RG: “One of the all-time greats. But the longer he stays around the more he’s tarnishing that record. I’ve heard he wants to make a permanent move to heavyweight, which is just stupid. As great as he was it’s time to say goodbye for Roy.”

BT: Evander Holyfield.

RG: “He is another one who needs to hang em’ up. A lot of people are saying that he has a little something left, but that’s just the problem, he may always have ‘a little something’ left, and he may very well end up getting seriously hurt. He probably will get a title shot though, with all the bogus sanctioning bodies. If I was still the commissioner in New York I would have done the same thing that Ron Scott Stevens did, revoke Holyfield’s license, except without all the fanfare. That wasn’t right, to expose and embarrass a true champion like that to the public.”

BT: Floyd Mayweather Jr.

RG: “I don’t think he will retire anytime soon. Floyd was hurting after the Baldomir fight with his hand, and the disrespect from Larry Merchant and the rest of the critics. It’s easy to make rash decisions right then and there like that. I do think Mayweather will fight again, and I do not think his next fight will be his last. Floyd however, lacks the KO power at welterweight, but makes up for it by hitting you so many times that you have no choice but to go down. He is on the cusp of becoming an all-time great, but needs a couple of more fights, one being against De La Hoya, before he can retire an all-time great. If we are speaking realistically that Mayweather will retire around 2009 or 2010, if he puts together a string of fights similar to De La Hoya, Mosley, Margarito, Hatton, and Cotto, in that time, and wins them all, he will be set.”

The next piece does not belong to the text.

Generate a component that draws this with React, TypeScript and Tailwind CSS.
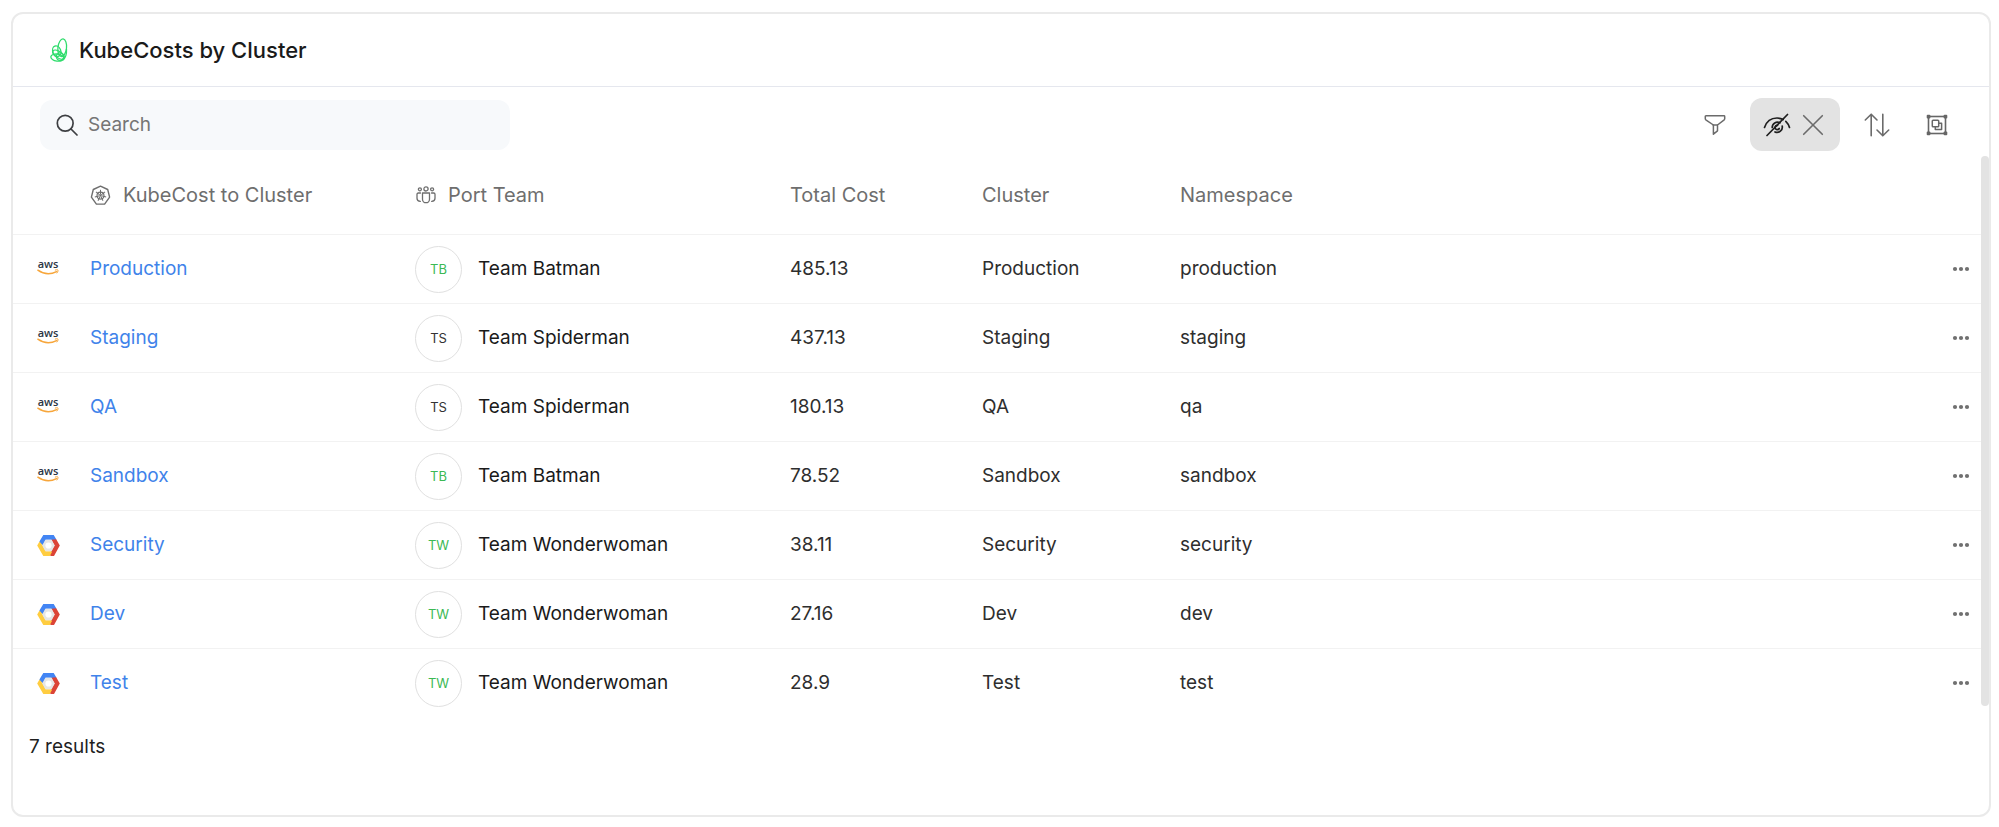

BT: Randy it’s been a pleasure, is there anything you would like to say in closing?

RG: “I have always thought that boxing is the greatest sport in the world, and I still do. It has some work to do in order to regain the luster it has lost. But I think it will find a way to do just that. Soon enough, boxing will be right back up there with sports such as football and baseball.”